▸ **Your objective**
Restate the data exactly as given and keep the pictures out.

▸ **Information provided**
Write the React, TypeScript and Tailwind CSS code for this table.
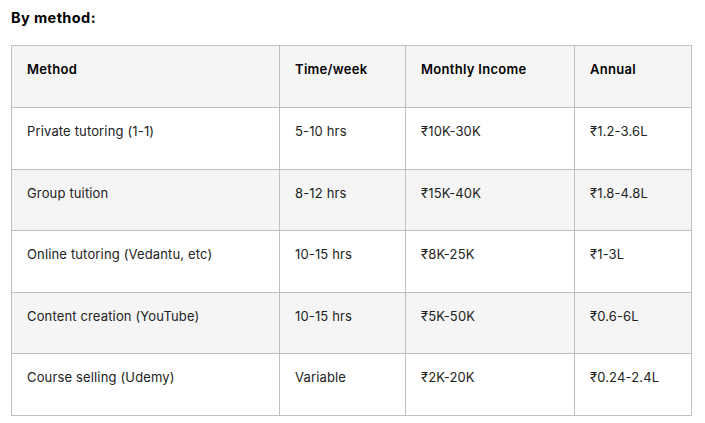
const rows = [
  ["Private tutoring (1-1)", "5-10 hrs", "₹10K-30K", "₹1.2-3.6L"],
  ["Group tuition", "8-12 hrs", "₹15K-40K", "₹1.8-4.8L"],
  ["Online tutoring (Vedantu, etc)", "10-15 hrs", "₹8K-25K", "₹1-3L"],
  ["Content creation (YouTube)", "10-15 hrs", "₹5K-50K", "₹0.6-6L"],
  ["Course selling (Udemy)", "Variable", "₹2K-20K", "₹0.24-2.4L"],
];

export default function App() {
  return (
    <div
      className="min-h-screen bg-white px-[11px] pt-[8px] text-[#111]"
      style={{ fontFamily: "Inter, 'Open Sans', sans-serif" }}
    >
      <h3 className="text-[14.5px] leading-[20px] font-bold tracking-[0.4px] text-black">By method:</h3>
      <table className="mt-[17px] w-[681px] border-collapse text-[13px]">
        <colgroup>
          <col className="w-[268px]" />
          <col className="w-[126px]" />
          <col className="w-[169px]" />
          <col className="w-[117px]" />
        </colgroup>
        <thead>
          <tr className="h-[62px] bg-[#f5f5f5]">
            {["Method", "Time/week", "Monthly Income", "Annual"].map((h) => (
              <th
                key={h}
                className="border border-[#bfbfbf] px-[15px] pt-[12px] text-left align-top leading-[22px] font-semibold tracking-[0.3px] text-black"
              >
                {h}
              </th>
            ))}
          </tr>
        </thead>
        <tbody>
          {rows.map((r, i) => (
            <tr key={r[0]} className={i % 2 === 1 ? "h-[61.6px] bg-[#f5f5f5]" : "h-[61.6px] bg-white"}>
              {r.map((c, j) => (
                <td
                  key={j}
                  className="border border-[#bfbfbf] px-[15px] pt-[12px] align-top leading-[22px] tracking-[0.15px] text-[#222]"
                >
                  {c}
                </td>
              ))}
            </tr>
          ))}
        </tbody>
      </table>
    </div>
  );
}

▸ **Written answer**
Write the React, TypeScript and Tailwind CSS code for this table.
const rows = [
  ["Private tutoring (1-1)", "5-10 hrs", "₹10K-30K", "₹1.2-3.6L"],
  ["Group tuition", "8-12 hrs", "₹15K-40K", "₹1.8-4.8L"],
  ["Online tutoring (Vedantu, etc)", "10-15 hrs", "₹8K-25K", "₹1-3L"],
  ["Content creation (YouTube)", "10-15 hrs", "₹5K-50K", "₹0.6-6L"],
  ["Course selling (Udemy)", "Variable", "₹2K-20K", "₹0.24-2.4L"],
];

export default function App() {
  return (
    <div
      className="min-h-screen bg-white px-[11px] pt-[8px] text-[#111]"
      style={{ fontFamily: "Inter, 'Open Sans', sans-serif" }}
    >
      <h3 className="text-[14.5px] leading-[20px] font-bold tracking-[0.4px] text-black">By method:</h3>
      <table className="mt-[17px] w-[681px] border-collapse text-[13px]">
        <colgroup>
          <col className="w-[268px]" />
          <col className="w-[126px]" />
          <col className="w-[169px]" />
          <col className="w-[117px]" />
        </colgroup>
        <thead>
          <tr className="h-[62px] bg-[#f5f5f5]">
            {["Method", "Time/week", "Monthly Income", "Annual"].map((h) => (
              <th
                key={h}
                className="border border-[#bfbfbf] px-[15px] pt-[12px] text-left align-top leading-[22px] font-semibold tracking-[0.3px] text-black"
              >
                {h}
              </th>
            ))}
          </tr>
        </thead>
        <tbody>
          {rows.map((r, i) => (
            <tr key={r[0]} className={i % 2 === 1 ? "h-[61.6px] bg-[#f5f5f5]" : "h-[61.6px] bg-white"}>
              {r.map((c, j) => (
                <td
                  key={j}
                  className="border border-[#bfbfbf] px-[15px] pt-[12px] align-top leading-[22px] tracking-[0.15px] text-[#222]"
                >
                  {c}
                </td>
              ))}
            </tr>
          ))}
        </tbody>
      </table>
    </div>
  );
}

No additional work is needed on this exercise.